Your task:
Reproduce the listing exactly and skip over any pictures.

Data segment:
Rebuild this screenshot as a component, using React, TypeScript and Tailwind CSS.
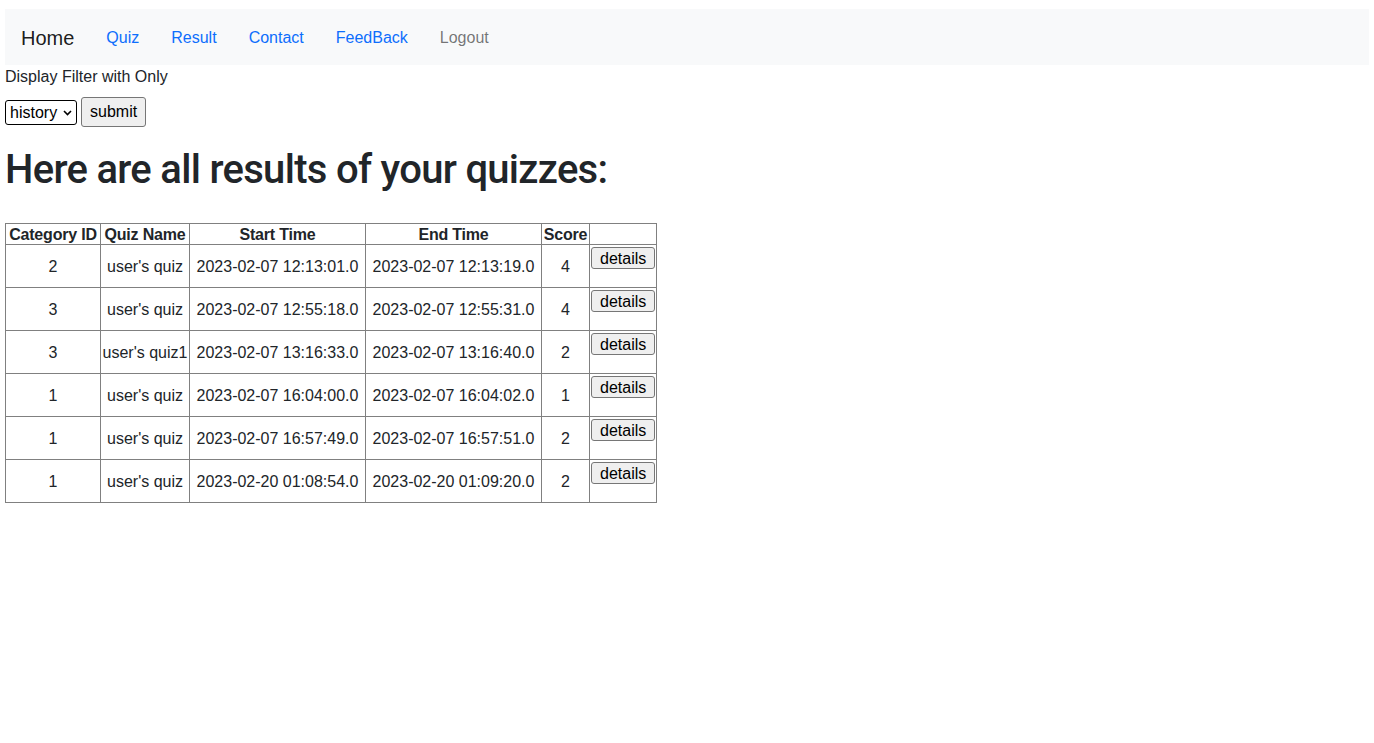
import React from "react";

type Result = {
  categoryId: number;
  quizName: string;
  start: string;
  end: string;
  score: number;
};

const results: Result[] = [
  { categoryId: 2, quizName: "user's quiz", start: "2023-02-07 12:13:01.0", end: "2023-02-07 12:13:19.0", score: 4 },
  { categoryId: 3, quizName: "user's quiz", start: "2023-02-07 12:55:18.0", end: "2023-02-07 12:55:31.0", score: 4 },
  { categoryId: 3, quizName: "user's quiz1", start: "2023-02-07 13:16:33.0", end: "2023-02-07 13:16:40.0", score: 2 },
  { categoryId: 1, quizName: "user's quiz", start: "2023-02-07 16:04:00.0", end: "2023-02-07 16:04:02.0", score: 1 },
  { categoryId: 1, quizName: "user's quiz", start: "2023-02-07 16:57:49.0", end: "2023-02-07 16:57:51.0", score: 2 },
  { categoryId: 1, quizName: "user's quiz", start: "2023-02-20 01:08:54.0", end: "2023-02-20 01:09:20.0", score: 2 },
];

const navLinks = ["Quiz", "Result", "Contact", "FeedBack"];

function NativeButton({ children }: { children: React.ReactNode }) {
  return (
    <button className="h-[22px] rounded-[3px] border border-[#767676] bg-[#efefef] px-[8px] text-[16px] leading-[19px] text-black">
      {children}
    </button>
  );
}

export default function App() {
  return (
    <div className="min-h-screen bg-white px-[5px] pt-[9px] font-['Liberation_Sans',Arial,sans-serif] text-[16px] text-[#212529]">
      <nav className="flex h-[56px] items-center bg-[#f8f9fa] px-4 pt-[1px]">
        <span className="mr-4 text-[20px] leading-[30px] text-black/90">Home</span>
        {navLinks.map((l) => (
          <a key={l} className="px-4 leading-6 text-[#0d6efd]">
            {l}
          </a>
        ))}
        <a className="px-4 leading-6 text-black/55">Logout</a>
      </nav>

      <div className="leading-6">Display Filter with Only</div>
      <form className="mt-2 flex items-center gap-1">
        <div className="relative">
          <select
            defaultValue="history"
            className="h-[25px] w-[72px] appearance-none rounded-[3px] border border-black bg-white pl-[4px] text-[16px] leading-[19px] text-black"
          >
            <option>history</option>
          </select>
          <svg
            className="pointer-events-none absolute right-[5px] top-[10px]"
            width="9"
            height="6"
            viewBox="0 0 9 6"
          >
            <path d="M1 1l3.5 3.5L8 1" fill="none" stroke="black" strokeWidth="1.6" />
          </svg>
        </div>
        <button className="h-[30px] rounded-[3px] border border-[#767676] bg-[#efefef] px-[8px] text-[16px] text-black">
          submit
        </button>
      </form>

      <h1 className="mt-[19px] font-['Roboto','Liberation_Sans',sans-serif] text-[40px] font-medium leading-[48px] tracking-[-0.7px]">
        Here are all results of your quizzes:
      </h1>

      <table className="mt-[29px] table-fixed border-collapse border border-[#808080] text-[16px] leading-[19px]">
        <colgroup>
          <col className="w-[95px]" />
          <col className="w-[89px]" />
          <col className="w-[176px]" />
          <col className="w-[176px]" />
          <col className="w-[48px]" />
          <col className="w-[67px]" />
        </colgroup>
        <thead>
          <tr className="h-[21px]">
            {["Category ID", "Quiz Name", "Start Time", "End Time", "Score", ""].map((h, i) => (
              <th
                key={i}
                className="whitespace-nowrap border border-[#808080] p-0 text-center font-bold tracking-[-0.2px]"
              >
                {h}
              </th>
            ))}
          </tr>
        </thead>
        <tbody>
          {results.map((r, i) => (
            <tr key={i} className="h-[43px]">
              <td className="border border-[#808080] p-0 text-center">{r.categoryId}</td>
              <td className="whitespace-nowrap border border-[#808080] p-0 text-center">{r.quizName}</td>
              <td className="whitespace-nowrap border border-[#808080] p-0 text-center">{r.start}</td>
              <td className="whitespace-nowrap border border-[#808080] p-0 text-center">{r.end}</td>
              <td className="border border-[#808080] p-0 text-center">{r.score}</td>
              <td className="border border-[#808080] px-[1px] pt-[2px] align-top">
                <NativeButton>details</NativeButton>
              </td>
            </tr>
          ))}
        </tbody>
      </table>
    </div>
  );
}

Solution for this task:
Rebuild this screenshot as a component, using React, TypeScript and Tailwind CSS.
import React from "react";

type Result = {
  categoryId: number;
  quizName: string;
  start: string;
  end: string;
  score: number;
};

const results: Result[] = [
  { categoryId: 2, quizName: "user's quiz", start: "2023-02-07 12:13:01.0", end: "2023-02-07 12:13:19.0", score: 4 },
  { categoryId: 3, quizName: "user's quiz", start: "2023-02-07 12:55:18.0", end: "2023-02-07 12:55:31.0", score: 4 },
  { categoryId: 3, quizName: "user's quiz1", start: "2023-02-07 13:16:33.0", end: "2023-02-07 13:16:40.0", score: 2 },
  { categoryId: 1, quizName: "user's quiz", start: "2023-02-07 16:04:00.0", end: "2023-02-07 16:04:02.0", score: 1 },
  { categoryId: 1, quizName: "user's quiz", start: "2023-02-07 16:57:49.0", end: "2023-02-07 16:57:51.0", score: 2 },
  { categoryId: 1, quizName: "user's quiz", start: "2023-02-20 01:08:54.0", end: "2023-02-20 01:09:20.0", score: 2 },
];

const navLinks = ["Quiz", "Result", "Contact", "FeedBack"];

function NativeButton({ children }: { children: React.ReactNode }) {
  return (
    <button className="h-[22px] rounded-[3px] border border-[#767676] bg-[#efefef] px-[8px] text-[16px] leading-[19px] text-black">
      {children}
    </button>
  );
}

export default function App() {
  return (
    <div className="min-h-screen bg-white px-[5px] pt-[9px] font-['Liberation_Sans',Arial,sans-serif] text-[16px] text-[#212529]">
      <nav className="flex h-[56px] items-center bg-[#f8f9fa] px-4 pt-[1px]">
        <span className="mr-4 text-[20px] leading-[30px] text-black/90">Home</span>
        {navLinks.map((l) => (
          <a key={l} className="px-4 leading-6 text-[#0d6efd]">
            {l}
          </a>
        ))}
        <a className="px-4 leading-6 text-black/55">Logout</a>
      </nav>

      <div className="leading-6">Display Filter with Only</div>
      <form className="mt-2 flex items-center gap-1">
        <div className="relative">
          <select
            defaultValue="history"
            className="h-[25px] w-[72px] appearance-none rounded-[3px] border border-black bg-white pl-[4px] text-[16px] leading-[19px] text-black"
          >
            <option>history</option>
          </select>
          <svg
            className="pointer-events-none absolute right-[5px] top-[10px]"
            width="9"
            height="6"
            viewBox="0 0 9 6"
          >
            <path d="M1 1l3.5 3.5L8 1" fill="none" stroke="black" strokeWidth="1.6" />
          </svg>
        </div>
        <button className="h-[30px] rounded-[3px] border border-[#767676] bg-[#efefef] px-[8px] text-[16px] text-black">
          submit
        </button>
      </form>

      <h1 className="mt-[19px] font-['Roboto','Liberation_Sans',sans-serif] text-[40px] font-medium leading-[48px] tracking-[-0.7px]">
        Here are all results of your quizzes:
      </h1>

      <table className="mt-[29px] table-fixed border-collapse border border-[#808080] text-[16px] leading-[19px]">
        <colgroup>
          <col className="w-[95px]" />
          <col className="w-[89px]" />
          <col className="w-[176px]" />
          <col className="w-[176px]" />
          <col className="w-[48px]" />
          <col className="w-[67px]" />
        </colgroup>
        <thead>
          <tr className="h-[21px]">
            {["Category ID", "Quiz Name", "Start Time", "End Time", "Score", ""].map((h, i) => (
              <th
                key={i}
                className="whitespace-nowrap border border-[#808080] p-0 text-center font-bold tracking-[-0.2px]"
              >
                {h}
              </th>
            ))}
          </tr>
        </thead>
        <tbody>
          {results.map((r, i) => (
            <tr key={i} className="h-[43px]">
              <td className="border border-[#808080] p-0 text-center">{r.categoryId}</td>
              <td className="whitespace-nowrap border border-[#808080] p-0 text-center">{r.quizName}</td>
              <td className="whitespace-nowrap border border-[#808080] p-0 text-center">{r.start}</td>
              <td className="whitespace-nowrap border border-[#808080] p-0 text-center">{r.end}</td>
              <td className="border border-[#808080] p-0 text-center">{r.score}</td>
              <td className="border border-[#808080] px-[1px] pt-[2px] align-top">
                <NativeButton>details</NativeButton>
              </td>
            </tr>
          ))}
        </tbody>
      </table>
    </div>
  );
}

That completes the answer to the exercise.